Mary Cheung (born 11 August 1952) is a former Miss Hong Kong winner (1975), image consultant, host, painter, photographer and retired actress. She is the founder of the image consultancy and media-relations training company Mary Cheung & Associates and was widely regarded as one of the most successful women in Hong Kong.

==Background==
Born in Hong Kong in 1952, at the age of six, Cheung lost the care of her birth parents due to a divorce and became an orphan. She was left in the streets as a vagrant to fend for herself for two years, before she was discovered and referred to the Social Welfare Department, and was taken to a charity organization Po Leung Kuk for adoption. She attend the Kiangsu-Chekiang College and upon graduation she studied business at the Sacred Heart Canossian Commercial School. She once attempted to become an air hostess.

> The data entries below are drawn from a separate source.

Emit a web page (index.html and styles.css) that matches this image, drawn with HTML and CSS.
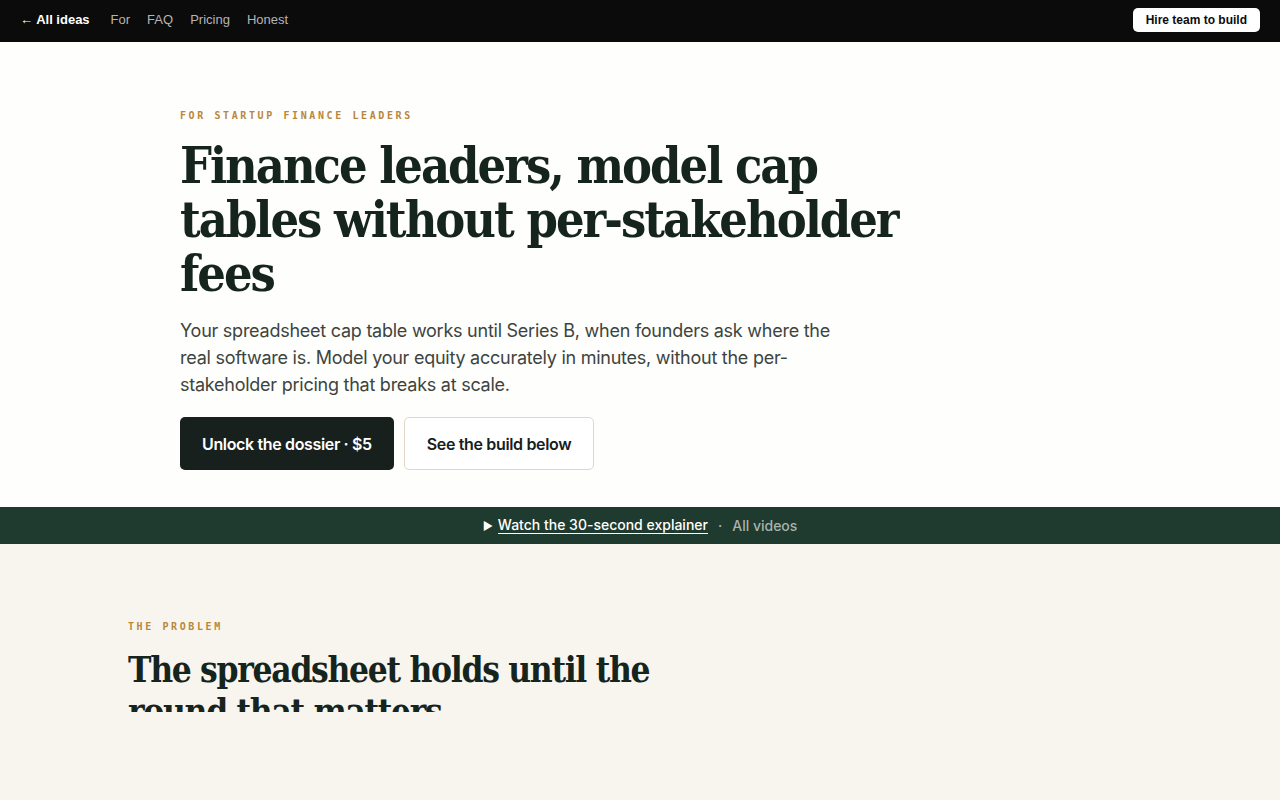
FILE: index.html
```html
<!DOCTYPE html>
<html lang="en">
<head>
    <meta charset="UTF-8">
    <meta name="viewport" content="width=device-width, initial-scale=1.0">
    <title>Cap tables for startup finance leaders</title>
    <link rel="stylesheet" href="styles.css">
</head>
<body>
    <nav class="topbar">
        <div class="topbar-links">
            <a class="back" href="#">&larr; All ideas</a>
            <a href="#">For</a>
            <a href="#">FAQ</a>
            <a href="#">Pricing</a>
            <a href="#">Honest</a>
        </div>
        <a class="hire" href="#">Hire team to build</a>
    </nav>

    <header class="hero">
        <div class="hero-inner">
            <p class="eyebrow">For startup finance leaders</p>
            <h1>Finance leaders, model cap tables without per-stakeholder fees</h1>
            <p class="lede">Your spreadsheet cap table works until Series B, when founders ask where the real software is. Model your equity accurately in minutes, without the per-stakeholder pricing that breaks at scale.</p>
            <div class="actions">
                <a class="btn btn-dark" href="#">Unlock the dossier &middot; $5</a>
                <a class="btn btn-light" href="#">See the build below</a>
            </div>
        </div>
    </header>

    <div class="video-strip">
        <span class="play">&#9654;</span>
        <a class="watch" href="#">Watch the 30-second explainer</a>
        <span class="sep">&middot;</span>
        <a class="all" href="#">All videos</a>
    </div>

    <section class="problem">
        <p class="eyebrow">The problem</p>
        <div class="reveal">
            <h2>The spreadsheet holds until the round that matters</h2>
        </div>
    </section>
</body>
</html>
```

FILE: styles.css
```css
* {
    box-sizing: border-box;
}

body {
    margin: 0;
    font-family: Inter, "Noto Sans", sans-serif;
    background: #f8f5ef;
    color: #17221d;
}

a {
    text-decoration: none;
    color: inherit;
}

/* top navigation */
.topbar {
    height: 42px;
    background: #0b0b0b;
    display: flex;
    align-items: center;
    justify-content: space-between;
    padding: 0 20px 3px;
    font-family: "Liberation Sans", Arial, sans-serif;
    font-size: 13px;
}

.topbar-links {
    display: flex;
    gap: 17px;
    color: #b4b4b4;
}

.topbar-links .back {
    color: #fff;
    font-weight: bold;
    margin-right: 4px;
}

.hire {
    background: #fff;
    color: #0b0b0b;
    font-weight: bold;
    font-size: 12px;
    padding: 5px 13px;
    border-radius: 5px;
}

/* hero */
.hero {
    background: #fefefd;
    padding: 68px 0 37px;
}

.hero-inner {
    margin-left: 180px;
    max-width: 760px;
}

.eyebrow {
    margin: 0;
    font-family: "DejaVu Sans Mono", monospace;
    font-weight: bold;
    font-size: 10px;
    letter-spacing: 2.6px;
    text-transform: uppercase;
    color: #b8873c;
}

h1 {
    margin: 18px 0 0;
    font-family: "DejaVu Serif", serif;
    font-stretch: condensed;
    font-weight: bold;
    font-size: 50px;
    line-height: 54px;
    letter-spacing: -2px;
    color: #16241e;
}

.lede {
    margin: 16px 0 0;
    max-width: 670px;
    font-size: 18px;
    line-height: 27px;
    letter-spacing: -0.25px;
    color: #3d4440;
}

.actions {
    display: flex;
    gap: 10px;
    margin-top: 19px;
}

.btn {
    display: inline-flex;
    align-items: center;
    height: 53px;
    padding: 0 22px;
    border-radius: 5px;
    font-size: 16px;
    font-weight: 600;
    letter-spacing: -0.35px;
}

.btn-dark {
    background: #17201c;
    color: #fff;
}

.btn-light {
    background: #fff;
    border: 1px solid #e0d7c6;
    color: #17201c;
}

/* video strip */
.video-strip {
    height: 37px;
    background: #1f3a2e;
    display: flex;
    align-items: center;
    justify-content: center;
    gap: 7px;
    font-size: 14px;
    font-weight: 500;
    color: #a9b3ad;
}

.play {
    color: #fff;
    font-size: 11px;
    margin-right: -2px;
}

.watch {
    color: #fff;
    border-bottom: 1px solid #fff;
    line-height: 16px;
}

.sep {
    margin: 0 3px;
}

/* problem section */
.problem {
    padding: 77px 128px 0;
    height: 256px;
}

.reveal {
    height: 63px;
    overflow: hidden;
    margin-top: 17px;
}

h2 {
    margin: 0;
    max-width: 560px;
    font-family: "DejaVu Serif", serif;
    font-stretch: condensed;
    font-weight: bold;
    font-size: 35px;
    line-height: 42px;
    letter-spacing: -1.3px;
    color: #16241e;
}
```
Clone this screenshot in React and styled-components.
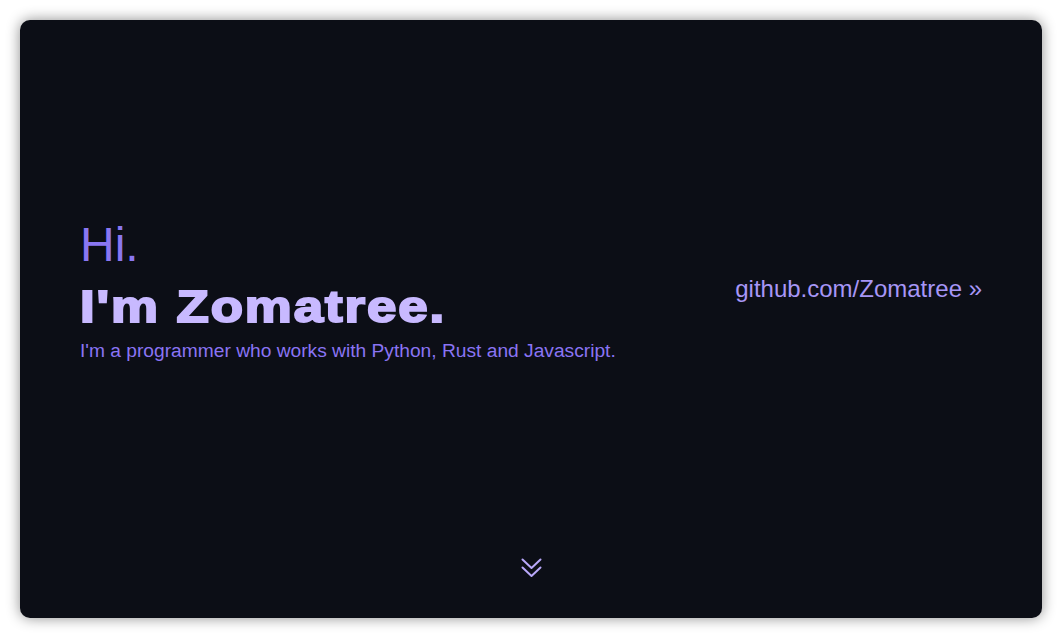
import React from "react";
import styled, { createGlobalStyle } from "styled-components";

const GlobalStyle = createGlobalStyle`
  html, body {
    margin: 0;
    padding: 0;
    background: #ffffff;
  }
  body {
    font-family: "Liberation Sans", Arial, sans-serif;
  }
`;

const Page = styled.div`
  padding: 20px;
  height: 638px;
  box-sizing: border-box;
`;

// the dark card holding everything
const Card = styled.main`
  height: 100%;
  background: #0c0e16;
  border-radius: 10px;
  box-shadow: 0 0 14px rgba(0, 0, 0, 0.45);
  display: flex;
  flex-direction: column;
`;

const Hero = styled.section`
  flex: 1;
  display: flex;
  align-items: center;
  justify-content: space-between;
  padding: 0 60px;
`;

const Intro = styled.div`
  display: flex;
  flex-direction: column;
`;

const Greeting = styled.div`
  font-size: 48px;
  line-height: 55px;
  margin-bottom: 8px;
  color: #8a77f2;
`;

// heavy heading: bold + stroke, widened to get a black-weight look
const Name = styled.h1`
  margin: 0;
  font-weight: 700;
  font-size: 44px;
  line-height: 54px;
  letter-spacing: 1.6px;
  color: #c8b9ff;
  -webkit-text-stroke: 2px #c8b9ff;
  transform: scaleX(1.2);
  transform-origin: left center;
`;

const Tagline = styled.p`
  margin: 6px 0 0;
  font-size: 19.2px;
  line-height: 22px;
  color: #8a74f4;
`;

const GithubLink = styled.a`
  font-size: 24px;
  color: #a796f6;
  text-decoration: none;
`;

const Footer = styled.div`
  height: 60px;
  display: flex;
  justify-content: center;
  align-items: flex-start;
`;

const ScrollIcon = () => (
  <svg width="21" height="20" viewBox="0 0 21 20" fill="none" stroke="#b9a8fa" strokeWidth="2" strokeLinecap="round" strokeLinejoin="round">
    <path d="M1.5 1.5 L10.5 10 L19.5 1.5" />
    <path d="M1.5 9.5 L10.5 18 L19.5 9.5" />
  </svg>
);

export default function App() {
  return (
    <>
      <GlobalStyle />
      <Page>
        <Card>
          <Hero>
            <Intro>
              <Greeting>Hi.</Greeting>
              <Name>I'm Zomatree.</Name>
              <Tagline>I'm a programmer who works with Python, Rust and Javascript.</Tagline>
            </Intro>
            <GithubLink href="#">github.com/Zomatree »</GithubLink>
          </Hero>
          <Footer>
            <ScrollIcon />
          </Footer>
        </Card>
      </Page>
    </>
  );
}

Cheung competed in the 1975 Miss Hong Kong Beauty Pageant and emerged as a Champion. She entered CTV as an assistant editor and made her first acting appearance in the 1976 television series Star (明星). She left CTV prior to its bankruptcy and signed on as a RTV actress.

In 1980, Cheung was married to Dr Peter Lee (李忠琛), a meteorologist of the Royal Observatory Hong Kong and the elder brother of the late Bruce Lee. Following which, Cheung retired from the entertainment industry and took up management courses at the Hong Kong Polytechnic University. She gave birth to a son Lee Wai-ho (李偉豪) in 1981 and a daughter Lee Yuk-yee (李珏頤) in 1984. She was baptised as a Protestant in 1985.

In 1994, Cheung became a host of her own radio talk show Merry Mary (百分百張瑪莉) under the radio network Metro Info of the Metro Broadcast Corporation.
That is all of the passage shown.